#### [Directions]
All of the lines below are to be printed again exactly; images are excluded from the output.

#### [Provided data]
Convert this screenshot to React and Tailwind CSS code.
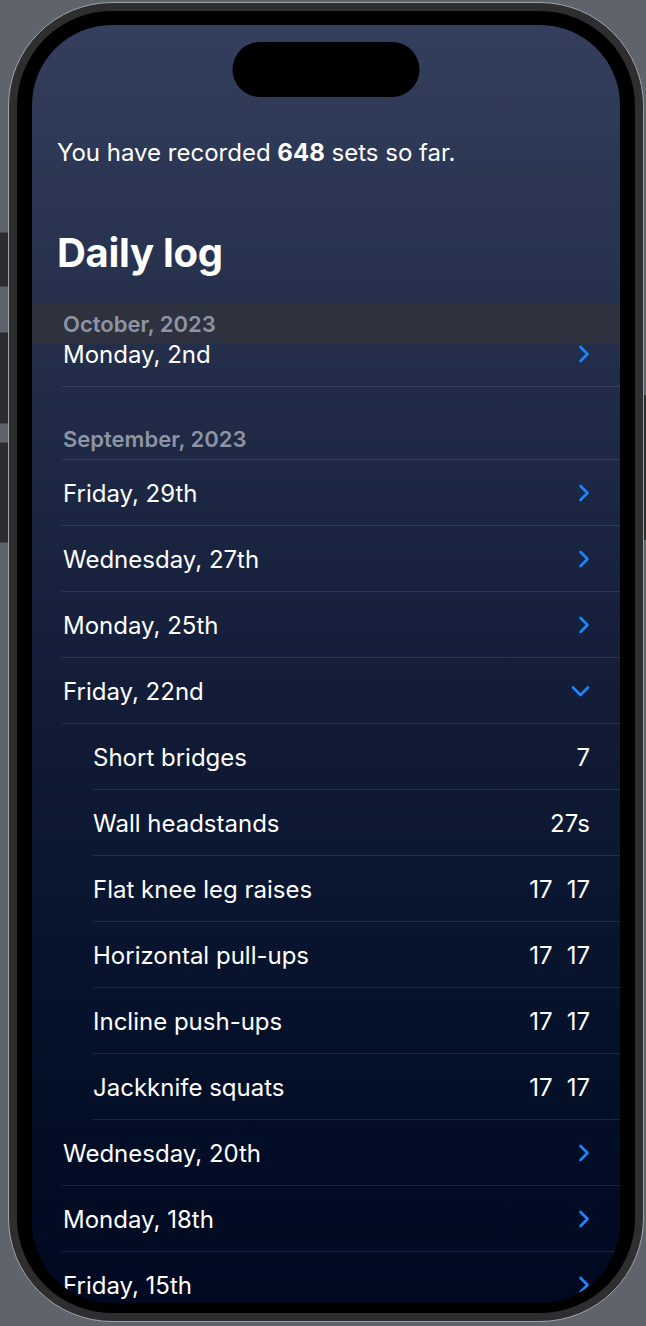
import React from "react";

function ChevronRight() {
  return (
    <svg width="12" height="18" viewBox="0 0 12 18" fill="none">
      <path d="M2.5 2 L9.5 9 L2.5 16" stroke="#1a86ff" strokeWidth="2.6" strokeLinecap="round" strokeLinejoin="round" />
    </svg>
  );
}

function ChevronDown() {
  return (
    <svg width="19" height="12" viewBox="0 0 19 12" fill="none">
      <path d="M2 2.5 L9.5 10 L17 2.5" stroke="#1a86ff" strokeWidth="2.6" strokeLinecap="round" strokeLinejoin="round" />
    </svg>
  );
}

function DayRow({ label, open }) {
  return (
    <div className="ml-[30px] h-[66px] flex items-center justify-between border-b border-white/10 pl-[1px] pr-[30px]">
      <span className="pt-[3px] text-[24px] text-white">{label}</span>
      {open ? <ChevronDown /> : <ChevronRight />}
    </div>
  );
}

function SetRow({ label, values }) {
  return (
    <div className="ml-[61px] h-[66px] flex items-center justify-between border-b border-white/10 pr-[30px]">
      <span className="pt-[3px] text-[24px] text-white">{label}</span>
      <div className="pt-[3px] flex gap-[14px] text-[24px] text-white">
        {values.map((v, i) => (
          <span key={i}>{v}</span>
        ))}
      </div>
    </div>
  );
}

export default function App() {
  return (
    <div className="relative w-[646px] h-[1326px] overflow-hidden bg-[#5f636b] font-['Inter','Noto_Sans',sans-serif] pl-[8px] pt-[2px]">
      {/* side buttons */}
      <div className="absolute left-0 top-[232px] w-[8px] h-[55px] bg-[#2b2c2f] border-y border-[#46484c]" />
      <div className="absolute left-0 top-[332px] w-[8px] h-[92px] bg-[#2b2c2f] border-y border-[#46484c]" />
      <div className="absolute left-0 top-[442px] w-[8px] h-[101px] bg-[#2b2c2f] border-y border-[#46484c]" />
      <div className="absolute right-0 top-[395px] w-[2px] h-[145px] bg-[#2b2c2f]" />

      {/* phone */}
      <div className="w-[636px] h-[1320px] rounded-[104px] bg-[#2e2e30] border border-[#a3a3a6] p-[8px]">
        <div className="w-full h-full rounded-[95px] bg-black px-[15px] pt-[14px] pb-[10px]">
          <div className="relative w-full h-full rounded-[80px] overflow-hidden bg-gradient-to-b from-[#343f5d] via-[#111b36] via-55% to-[#000920]">
            {/* dynamic island */}
            <div className="absolute left-1/2 -translate-x-1/2 top-[17px] w-[187px] h-[55px] rounded-full bg-black z-20" />

            <div className="pt-[112px]">
              <p className="px-[25px] text-[24px] leading-[32px] text-white">
                You have recorded <span className="font-bold">648</span> sets so far.
              </p>
              <h1 className="mt-[60px] px-[25px] text-[40px] leading-[48px] font-bold text-white tracking-[-0.3px]">
                Daily log
              </h1>

              <div className="relative z-10 mt-[27px] h-[39px] flex items-center pl-[31px] pt-[1px] bg-[#2e323f]">
                <span className="text-[22px] font-semibold text-[#8e94a3]">October, 2023</span>
              </div>
              <div className="-mt-[22px]">
                <DayRow label="Monday, 2nd" />
              </div>

              <div className="ml-[30px] h-[73px] flex items-end pb-[6px] pl-[1px] border-b border-white/10">
                <span className="text-[22px] leading-[28px] font-semibold text-[#8e94a3]">September, 2023</span>
              </div>
              <DayRow label="Friday, 29th" />
              <DayRow label="Wednesday, 27th" />
              <DayRow label="Monday, 25th" />
              <DayRow label="Friday, 22nd" open />
              <SetRow label="Short bridges" values={["7"]} />
              <SetRow label="Wall headstands" values={["27s"]} />
              <SetRow label="Flat knee leg raises" values={["17", "17"]} />
              <SetRow label="Horizontal pull-ups" values={["17", "17"]} />
              <SetRow label="Incline push-ups" values={["17", "17"]} />
              <SetRow label="Jackknife squats" values={["17", "17"]} />
              <DayRow label="Wednesday, 20th" />
              <DayRow label="Monday, 18th" />
              <DayRow label="Friday, 15th" />
            </div>
          </div>
        </div>
      </div>
    </div>
  );
}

#### [Exercise result]
Convert this screenshot to React and Tailwind CSS code.
import React from "react";

function ChevronRight() {
  return (
    <svg width="12" height="18" viewBox="0 0 12 18" fill="none">
      <path d="M2.5 2 L9.5 9 L2.5 16" stroke="#1a86ff" strokeWidth="2.6" strokeLinecap="round" strokeLinejoin="round" />
    </svg>
  );
}

function ChevronDown() {
  return (
    <svg width="19" height="12" viewBox="0 0 19 12" fill="none">
      <path d="M2 2.5 L9.5 10 L17 2.5" stroke="#1a86ff" strokeWidth="2.6" strokeLinecap="round" strokeLinejoin="round" />
    </svg>
  );
}

function DayRow({ label, open }) {
  return (
    <div className="ml-[30px] h-[66px] flex items-center justify-between border-b border-white/10 pl-[1px] pr-[30px]">
      <span className="pt-[3px] text-[24px] text-white">{label}</span>
      {open ? <ChevronDown /> : <ChevronRight />}
    </div>
  );
}

function SetRow({ label, values }) {
  return (
    <div className="ml-[61px] h-[66px] flex items-center justify-between border-b border-white/10 pr-[30px]">
      <span className="pt-[3px] text-[24px] text-white">{label}</span>
      <div className="pt-[3px] flex gap-[14px] text-[24px] text-white">
        {values.map((v, i) => (
          <span key={i}>{v}</span>
        ))}
      </div>
    </div>
  );
}

export default function App() {
  return (
    <div className="relative w-[646px] h-[1326px] overflow-hidden bg-[#5f636b] font-['Inter','Noto_Sans',sans-serif] pl-[8px] pt-[2px]">
      {/* side buttons */}
      <div className="absolute left-0 top-[232px] w-[8px] h-[55px] bg-[#2b2c2f] border-y border-[#46484c]" />
      <div className="absolute left-0 top-[332px] w-[8px] h-[92px] bg-[#2b2c2f] border-y border-[#46484c]" />
      <div className="absolute left-0 top-[442px] w-[8px] h-[101px] bg-[#2b2c2f] border-y border-[#46484c]" />
      <div className="absolute right-0 top-[395px] w-[2px] h-[145px] bg-[#2b2c2f]" />

      {/* phone */}
      <div className="w-[636px] h-[1320px] rounded-[104px] bg-[#2e2e30] border border-[#a3a3a6] p-[8px]">
        <div className="w-full h-full rounded-[95px] bg-black px-[15px] pt-[14px] pb-[10px]">
          <div className="relative w-full h-full rounded-[80px] overflow-hidden bg-gradient-to-b from-[#343f5d] via-[#111b36] via-55% to-[#000920]">
            {/* dynamic island */}
            <div className="absolute left-1/2 -translate-x-1/2 top-[17px] w-[187px] h-[55px] rounded-full bg-black z-20" />

            <div className="pt-[112px]">
              <p className="px-[25px] text-[24px] leading-[32px] text-white">
                You have recorded <span className="font-bold">648</span> sets so far.
              </p>
              <h1 className="mt-[60px] px-[25px] text-[40px] leading-[48px] font-bold text-white tracking-[-0.3px]">
                Daily log
              </h1>

              <div className="relative z-10 mt-[27px] h-[39px] flex items-center pl-[31px] pt-[1px] bg-[#2e323f]">
                <span className="text-[22px] font-semibold text-[#8e94a3]">October, 2023</span>
              </div>
              <div className="-mt-[22px]">
                <DayRow label="Monday, 2nd" />
              </div>

              <div className="ml-[30px] h-[73px] flex items-end pb-[6px] pl-[1px] border-b border-white/10">
                <span className="text-[22px] leading-[28px] font-semibold text-[#8e94a3]">September, 2023</span>
              </div>
              <DayRow label="Friday, 29th" />
              <DayRow label="Wednesday, 27th" />
              <DayRow label="Monday, 25th" />
              <DayRow label="Friday, 22nd" open />
              <SetRow label="Short bridges" values={["7"]} />
              <SetRow label="Wall headstands" values={["27s"]} />
              <SetRow label="Flat knee leg raises" values={["17", "17"]} />
              <SetRow label="Horizontal pull-ups" values={["17", "17"]} />
              <SetRow label="Incline push-ups" values={["17", "17"]} />
              <SetRow label="Jackknife squats" values={["17", "17"]} />
              <DayRow label="Wednesday, 20th" />
              <DayRow label="Monday, 18th" />
              <DayRow label="Friday, 15th" />
            </div>
          </div>
        </div>
      </div>
    </div>
  );
}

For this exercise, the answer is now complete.